We’re Paleacrita vernata, which we think is an elegant title, and we’ll thank you to stop referring to us as “cankerworms.” We’re not like open, gooey sores in your mouth. We’re not even grubby, icky, slimy worms at all.
We’re moths, for heaven’s sake.
For reasons we cannot fathom, you people of Charlotte grow murderously inhospitable whenever we visit. You coo over butterflies and ladybugs like they’re “Homeland” celebrities, but treat us Pal verns like vermin. It hurts our little feelings.
What’s with those sticky bands you wrap around your tree in autumn to trap us by the fistful when we’re beetling up the trunk for our mating ritual. Have you entirely forgotten what you were like at 17? Imagine getting dressed up for the disco with more than dancing on your mind, then tumbling into a tar pit in the parking lot.
You’re lucky to have us. We give little girls something to shriek about in an increasing suburban, snakeless world. We entertain little boys with our cartoonish locomotion, inch-by-arched-back inch. We invigorate your world, and we fatten your robins.
We get a bad rap on two things: munching trees and falling on your heads.
Sure, we like our salad, but it’s not like we’re into cattle mutilation.
Most trees don’t give us a second thought.
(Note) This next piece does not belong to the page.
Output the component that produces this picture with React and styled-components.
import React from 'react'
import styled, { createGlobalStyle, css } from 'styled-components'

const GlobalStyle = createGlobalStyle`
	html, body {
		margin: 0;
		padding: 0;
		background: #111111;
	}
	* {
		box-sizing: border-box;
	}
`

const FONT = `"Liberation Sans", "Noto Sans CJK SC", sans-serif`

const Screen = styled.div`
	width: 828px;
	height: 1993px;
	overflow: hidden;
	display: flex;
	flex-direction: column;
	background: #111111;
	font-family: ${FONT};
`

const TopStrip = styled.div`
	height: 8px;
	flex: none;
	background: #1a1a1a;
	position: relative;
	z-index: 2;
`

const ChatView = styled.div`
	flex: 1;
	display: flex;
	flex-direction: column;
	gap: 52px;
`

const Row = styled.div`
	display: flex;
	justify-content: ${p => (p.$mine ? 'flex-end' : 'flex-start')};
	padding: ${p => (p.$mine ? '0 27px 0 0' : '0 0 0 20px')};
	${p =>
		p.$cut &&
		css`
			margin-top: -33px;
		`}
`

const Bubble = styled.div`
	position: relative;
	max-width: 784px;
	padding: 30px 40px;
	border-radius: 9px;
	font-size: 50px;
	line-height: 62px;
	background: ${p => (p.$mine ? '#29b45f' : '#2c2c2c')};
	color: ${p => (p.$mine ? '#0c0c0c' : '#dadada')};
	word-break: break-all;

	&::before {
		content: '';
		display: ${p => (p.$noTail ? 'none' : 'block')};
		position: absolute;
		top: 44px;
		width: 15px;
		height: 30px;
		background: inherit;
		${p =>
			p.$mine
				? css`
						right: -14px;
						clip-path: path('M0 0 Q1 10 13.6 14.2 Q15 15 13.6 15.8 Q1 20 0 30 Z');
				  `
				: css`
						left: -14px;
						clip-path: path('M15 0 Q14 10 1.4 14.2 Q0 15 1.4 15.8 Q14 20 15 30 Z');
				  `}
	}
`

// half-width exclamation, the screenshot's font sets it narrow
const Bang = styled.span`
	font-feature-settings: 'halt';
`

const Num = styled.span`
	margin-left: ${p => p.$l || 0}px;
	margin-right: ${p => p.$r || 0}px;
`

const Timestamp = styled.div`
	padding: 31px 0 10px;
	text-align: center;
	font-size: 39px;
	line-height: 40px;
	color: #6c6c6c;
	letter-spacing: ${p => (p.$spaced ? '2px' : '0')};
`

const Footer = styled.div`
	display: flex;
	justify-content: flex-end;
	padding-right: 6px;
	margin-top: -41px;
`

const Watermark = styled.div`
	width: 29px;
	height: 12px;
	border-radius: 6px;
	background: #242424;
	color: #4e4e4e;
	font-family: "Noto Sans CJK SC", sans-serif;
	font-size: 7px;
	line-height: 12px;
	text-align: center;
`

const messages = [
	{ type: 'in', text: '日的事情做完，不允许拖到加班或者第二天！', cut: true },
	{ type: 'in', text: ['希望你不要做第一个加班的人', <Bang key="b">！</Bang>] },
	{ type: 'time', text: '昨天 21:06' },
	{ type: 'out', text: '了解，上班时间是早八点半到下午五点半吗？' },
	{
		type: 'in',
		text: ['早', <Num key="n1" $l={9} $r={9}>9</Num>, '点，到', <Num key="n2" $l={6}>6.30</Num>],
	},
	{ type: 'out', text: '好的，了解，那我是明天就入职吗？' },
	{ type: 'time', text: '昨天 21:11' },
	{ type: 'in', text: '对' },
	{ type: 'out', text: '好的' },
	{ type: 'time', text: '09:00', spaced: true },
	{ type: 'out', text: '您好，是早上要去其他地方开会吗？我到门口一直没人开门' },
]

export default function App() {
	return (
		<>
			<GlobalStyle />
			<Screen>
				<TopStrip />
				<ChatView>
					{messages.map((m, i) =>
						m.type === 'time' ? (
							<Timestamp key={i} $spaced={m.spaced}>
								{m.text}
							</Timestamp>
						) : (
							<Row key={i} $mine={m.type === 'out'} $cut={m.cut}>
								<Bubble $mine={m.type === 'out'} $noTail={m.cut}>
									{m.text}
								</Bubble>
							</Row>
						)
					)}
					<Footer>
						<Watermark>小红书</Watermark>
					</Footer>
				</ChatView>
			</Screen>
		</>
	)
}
Bulldozers and billboards are their natural enemies, and they know it.
We’re completely misunderstood on the head-landings. Scientists say they think we drop by gossamer threads to catch a breeze and fly somewhere new. Give us some credit.
No, we suspend ourselves from the boughs just to land in your hair.
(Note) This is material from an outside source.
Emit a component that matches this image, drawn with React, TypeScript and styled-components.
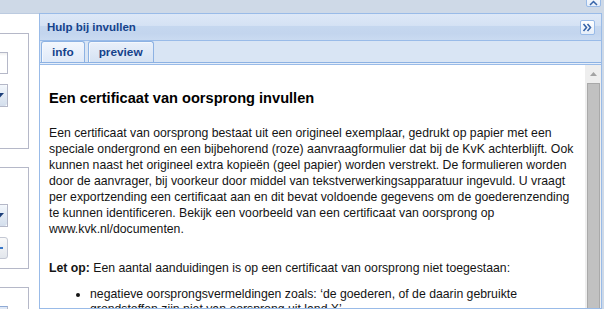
import React from "react";
import styled, { createGlobalStyle } from "styled-components";

const GlobalStyle = createGlobalStyle`
  html, body { margin: 0; padding: 0; overflow: hidden; background: #ffffff; }
  body { font-family: "Liberation Sans", Arial, sans-serif; }
  * { box-sizing: border-box; }
`;

const Viewport = styled.div`
  width: 604px;
  height: 309px;
  overflow: hidden;
  display: flex;
  flex-direction: column;
  background: #ced9e7;
`;

const TopStrip = styled.div`
  height: 13px;
  flex: none;
  display: flex;
  justify-content: flex-end;
  align-items: flex-start;
  padding-right: 3px;
`;

const ToolButton = styled.div<{ $shift?: number }>`
  width: 15px;
  height: 15px;
  flex: none;
  margin-top: ${(p) => p.$shift ?? 0}px;
  border: 1px solid #99bbe8;
  border-radius: 2px;
  background: linear-gradient(#ffffff, #e6eef9);
  display: flex;
  align-items: center;
  justify-content: center;
  svg { display: block; }
`;

const Main = styled.div`
  flex: 1;
  min-height: 0;
  display: flex;
`;

const WestPanel = styled.div`
  width: 39px;
  flex: none;
  background: #ffffff;
  border-top: 1px solid #bccbe0;
  overflow: hidden;
  display: flex;
  flex-direction: column;
  align-items: flex-end;
  gap: 18px;
  padding: 19px 10px 0 0;
`;

const FieldBox = styled.div<{ $h?: number; $pt: number }>`
  width: 200px;
  flex: none;
  height: ${(p) => (p.$h ? `${p.$h}px` : "auto")};
  border: 1px solid #b5b8c8;
  display: flex;
  flex-direction: column;
  align-items: flex-end;
  gap: 10px;
  padding: ${(p) => p.$pt}px 20px 0 0;
  overflow: hidden;
`;

const TextInput = styled.div<{ $tint?: boolean }>`
  width: 120px;
  height: 22px;
  flex: none;
  border: 1px solid #b5b8c8;
  border-top-color: ${(p) => (p.$tint ? "#8eaad6" : "#b5b8c8")};
  background: ${(p) => (p.$tint ? "#dfe8f6" : "linear-gradient(#eeeeee 0, #ffffff 3px)")};
`;

const Combo = styled.div`
  width: 120px;
  height: 23px;
  flex: none;
  display: flex;
  border: 1px solid #b5b8c8;
  background: #ffffff;
`;

const ComboText = styled.div`
  flex: 1;
`;

const Trigger = styled.div`
  width: 17px;
  flex: none;
  background: linear-gradient(#f3f7fc, #d3deec);
  border-left: 1px solid #b5b8c8;
  border-radius: 0 3px 3px 0;
  display: flex;
  align-items: center;
  justify-content: center;
`;

const SmallButton = styled.div`
  width: 60px;
  height: 22px;
  flex: none;
  border: 1px solid #c3c7d3;
  border-radius: 3px;
  background: linear-gradient(#fafafa, #e2e6ec);
  display: flex;
  align-items: center;
  justify-content: flex-end;
  padding-right: 4px;
`;

const Panel = styled.section`
  flex: 1;
  min-width: 0;
  margin-right: 2px;
  border: 1px solid #99bbe8;
  display: flex;
  flex-direction: column;
  background: #ffffff;
`;

const PanelHeader = styled.header`
  height: 27px;
  flex: none;
  display: flex;
  align-items: center;
  justify-content: space-between;
  padding: 0 6px 0 7px;
  border-bottom: 1px solid #99bbe8;
  background: linear-gradient(
    to bottom,
    #dde8f7 0%,
    #d5e2f4 44%,
    #c5d7ef 48%,
    #c3d5ee 75%,
    #cadbf1 100%
  );
`;

const Title = styled.h2`
  margin: 0;
  font-family: "Liberation Sans", Arial, sans-serif;
  font-size: 11.5px;
  font-weight: bold;
  color: #15428b;
  line-height: 14px;
`;

const TabHeader = styled.div`
  flex: none;
  background: #e6eef9;
  border-bottom: 1px solid #99bbe8;
  padding-bottom: 1px;
`;

const TabStrip = styled.div`
  height: 22px;
  display: flex;
  align-items: flex-end;
  gap: 3px;
  padding-left: 1px;
  background: #d9e5f4;
  border-bottom: 1px solid #8db2e3;
`;

const Tab = styled.div<{ $active?: boolean }>`
  height: 21px;
  padding: 0 10px;
  display: flex;
  align-items: center;
  border: 1px solid #8db2e3;
  border-bottom: none;
  border-radius: 3px 3px 0 0;
  box-shadow: inset 1px 1px 0 #f4f8fd;
  background: ${(p) =>
    p.$active
      ? "linear-gradient(#f3f7fd, #dfe9f8)"
      : "linear-gradient(#e9f0fa, #d5e2f3)"};
  font-size: 11.8px;
  font-weight: bold;
  color: #15428b;
`;

const Body = styled.div`
  flex: 1;
  min-height: 0;
  display: flex;
  overflow: hidden;
`;

const Article = styled.article`
  flex: 1;
  min-width: 0;
  overflow: hidden;
  padding: 25px 0 0 9px;
  color: #141414;
  font-size: 12.25px;
  line-height: 16px;
  white-space: nowrap;
`;

const Heading = styled.h1`
  margin: 0;
  font-size: 14.6px;
  line-height: 17px;
  font-weight: bold;
  color: #000000;
`;

const Para = styled.p<{ $mt: number }>`
  margin: ${(p) => p.$mt}px 0 0;
`;

const Bullets = styled.ul`
  margin: 11px 0 0;
  padding-left: 41px;
  list-style: disc;
  line-height: 15px;
`;

const Scrollbar = styled.div`
  width: 16px;
  flex: none;
  display: flex;
  flex-direction: column;
  background: #eeeeee;
`;

const ScrollArrow = styled.div`
  height: 18px;
  flex: none;
  display: flex;
  align-items: center;
  justify-content: center;
  svg { display: block; }
`;

const ScrollThumb = styled.div`
  flex: 1;
  margin: 0 1px 0 2px;
  background: #c1c1c1;
  border: 1px solid #a9a9a9;
  border-bottom: none;
`;

const DoubleChevron = () => (
  <svg width="11" height="9" viewBox="0 0 11 9">
    <path d="M1.5 1 L4.5 4.5 L1.5 8 M5.5 1 L8.5 4.5 L5.5 8" fill="none" stroke="#3764a8" strokeWidth="1.6" />
  </svg>
);

const ChevronUp = () => (
  <svg width="11" height="13" viewBox="0 0 11 13">
    <path d="M2 12 L5.5 8.5 L9 12" fill="none" stroke="#3764a8" strokeWidth="1.5" />
  </svg>
);

const ComboArrow = () => (
  <svg width="9" height="5" viewBox="0 0 9 5">
    <path d="M0 0 H9 L4.5 5 Z" fill="#1d3f7a" />
  </svg>
);

const PlusIcon = () => (
  <svg width="8" height="8" viewBox="0 0 8 8">
    <path d="M4 0 V8 M0 4 H8" stroke="#3a78c8" strokeWidth="2" />
  </svg>
);

const ScrollUpIcon = () => (
  <svg width="7" height="4" viewBox="0 0 7 4">
    <path d="M0 4 L3.5 0 L7 4 Z" fill="#a3a3a3" />
  </svg>
);

export default function App() {
  return (
    <>
      <GlobalStyle />
      <Viewport>
        <TopStrip>
          <ToolButton $shift={-8}>
            <ChevronUp />
          </ToolButton>
        </TopStrip>
        <Main>
          <WestPanel>
            <FieldBox $h={116} $pt={18}>
              <TextInput />
              <Combo>
                <ComboText />
                <Trigger>
                  <ComboArrow />
                </Trigger>
              </Combo>
            </FieldBox>
            <FieldBox $h={102} $pt={36}>
              <Combo>
                <ComboText />
                <Trigger>
                  <ComboArrow />
                </Trigger>
              </Combo>
              <SmallButton>
                <PlusIcon />
              </SmallButton>
            </FieldBox>
            <FieldBox $pt={18}>
              <TextInput $tint />
            </FieldBox>
          </WestPanel>
          <Panel>
            <PanelHeader>
              <Title>Hulp bij invullen</Title>
              <ToolButton>
                <DoubleChevron />
              </ToolButton>
            </PanelHeader>
            <TabHeader>
              <TabStrip>
                <Tab $active>info</Tab>
                <Tab>preview</Tab>
              </TabStrip>
            </TabHeader>
            <Body>
              <Article>
                <Heading>Een certificaat van oorsprong invullen</Heading>
                <Para $mt={18}>
                  Een certificaat van oorsprong bestaat uit een origineel exemplaar, gedrukt op papier met een
                  <br />
                  speciale ondergrond en een bijbehorend (roze) aanvraagformulier dat bij de KvK achterblijft. Ook
                  <br />
                  kunnen naast het origineel extra kopieën (geel papier) worden verstrekt. De formulieren worden
                  <br />
                  door de aanvrager, bij voorkeur door middel van tekstverwerkingsapparatuur ingevuld. U vraagt
                  <br />
                  per exportzending een certificaat aan en dit bevat voldoende gegevens om de goederenzending
                  <br />
                  te kunnen identificeren. Bekijk een voorbeeld van een certificaat van oorsprong op
                  <br />
                  www.kvk.nl/documenten.
                </Para>
                <Para $mt={23}>
                  <strong>Let op:</strong> Een aantal aanduidingen is op een certificaat van oorsprong niet toegestaan:
                </Para>
                <Bullets>
                  <li>
                    negatieve oorsprongsvermeldingen zoals: ‘de goederen, of de daarin gebruikte
                    <br />
                    grondstoffen zijn niet van oorsprong uit land X’
                  </li>
                </Bullets>
              </Article>
              <Scrollbar>
                <ScrollArrow>
                  <ScrollUpIcon />
                </ScrollArrow>
                <ScrollThumb />
              </Scrollbar>
            </Body>
          </Panel>
        </Main>
      </Viewport>
    </>
  );
}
We wait hours for the right person. We’re seeking the ear-podded, phone-staring plodders. They are the ones Nature has assigned us to.
When we alight, they rip out the ear buds, swing their phones wildly and act like they’re alive again. It is a wonderful sight.
For that moment, the pod-zombie becomes aware that life is being reborn. That birds have returned. That the trees are a symphony hall. That the sky is awash with that special, big blue.
We must remind them that spring, that joyous season that stirs the juvenile in all of us, has rebounded.
That’s all we’re doing, and we’re doing it well.
If you can’t say thanks, at least you can get off our backs.